First, we introduce a sum function for two-dimensional arrays of integers; this is going to help us calculate how many total 1 values there are in \(y\).
functions {
int sum2d(int[,] a) {
int s = 0;
for (i in 1:size(a))
s += sum(a[i]);
return s;
}
}
The function is trivial, but it’s not a built-in for Stan and it’s easier to understand the rest of the model if it’s pulled into its own function so as not to create a distraction.
The data declaration block is much like for the seemingly unrelated
regressions, but the observations y
are now integers
constrained to be 0 or 1.
data {
int<lower=1> K;
int<lower=1> D;
int<lower=0> N;
int<lower=0,upper=1> y[N,D];
vector[K] x[N];
}
After declaring the data, there is a rather involved transformed data
block whose sole purpose is to sort the data array y
into
positive and negative components, keeping track of indexes so that
z
can be easily reassembled in the transformed parameters
block.
transformed data {
int<lower=0> N_pos;
int<lower=1,upper=N> n_pos[sum2d(y)];
int<lower=1,upper=D> d_pos[size(n_pos)];
int<lower=0> N_neg;
int<lower=1,upper=N> n_neg[(N * D) - size(n_pos)];
int<lower=1,upper=D> d_neg[size(n_neg)];
N_pos = size(n_pos);
N_neg = size(n_neg);
{
int i;
int j;
i = 1;
j = 1;
for (n in 1:N) {
for (d in 1:D) {
if (y[n,d] == 1) {
n_pos[i] = n;
d_pos[i] = d;
i += 1;
} else {
n_neg[j] = n;
d_neg[j] = d;
j += 1;
}
}
}
}
}
The variables N_pos
and N_neg
are set to the number of
true (1) and number of false (0) observations in y
. The loop
then fills in the sequence of indexes for the positive and negative
values in four arrays.
The parameters are declared as follows.
parameters {
matrix[D, K] beta;
cholesky_factor_corr[D] L_Omega;
vector<lower=0>[N_pos] z_pos;
vector<upper=0>[N_neg] z_neg;
}
These include the regression coefficients beta
and the Cholesky
factor of the correlation matrix, L_Omega
. This time there is
no scaling because the covariance matrix has unit scale (i.e., it is a
correlation matrix; see above).
The critical part of the parameter declaration is that the latent real value \(z\) is broken into positive-constrained and negative-constrained components, whose size was conveniently calculated in the transformed data block.
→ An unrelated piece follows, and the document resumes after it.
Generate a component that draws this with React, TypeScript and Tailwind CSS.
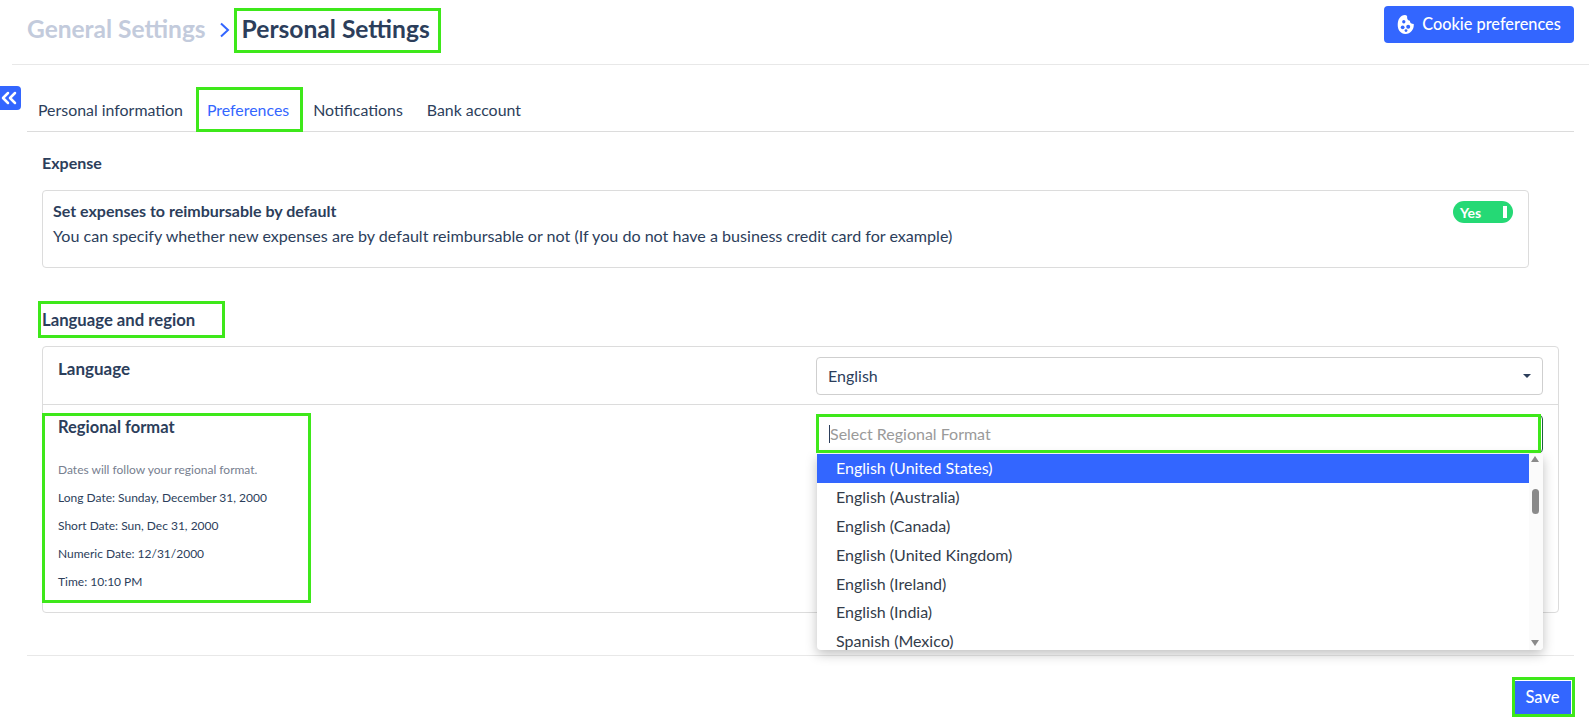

The transformed data block’s real work was to allow the transformed parameter block to reconstruct \(z\).
transformed parameters {
vector[D] z[N];
for (n in 1:N_pos)
z[n_pos[n], d_pos[n]] = z_pos[n];
for (n in 1:N_neg)
z[n_neg[n], d_neg[n]] = z_neg[n];
}
At this point, the model is simple, pretty much recreating the seemingly unrelated regression.
model {
L_Omega ~ lkj_corr_cholesky(4);
to_vector(beta) ~ normal(0, 5);
{
vector[D] beta_x[N];
for (n in 1:N)
beta_x[n] = beta * x[n];
z ~ multi_normal_cholesky(beta_x, L_Omega);
}
}
This simple form of model is made possible by the Albert and
Chib-style constraints on z
.
Finally, the correlation matrix itself can be put back together in the generated quantities block if desired.
generated quantities {
corr_matrix[D] Omega;
Omega = multiply_lower_tri_self_transpose(L_Omega);
}
The same could be done for the seemingly unrelated regressions in the previous section.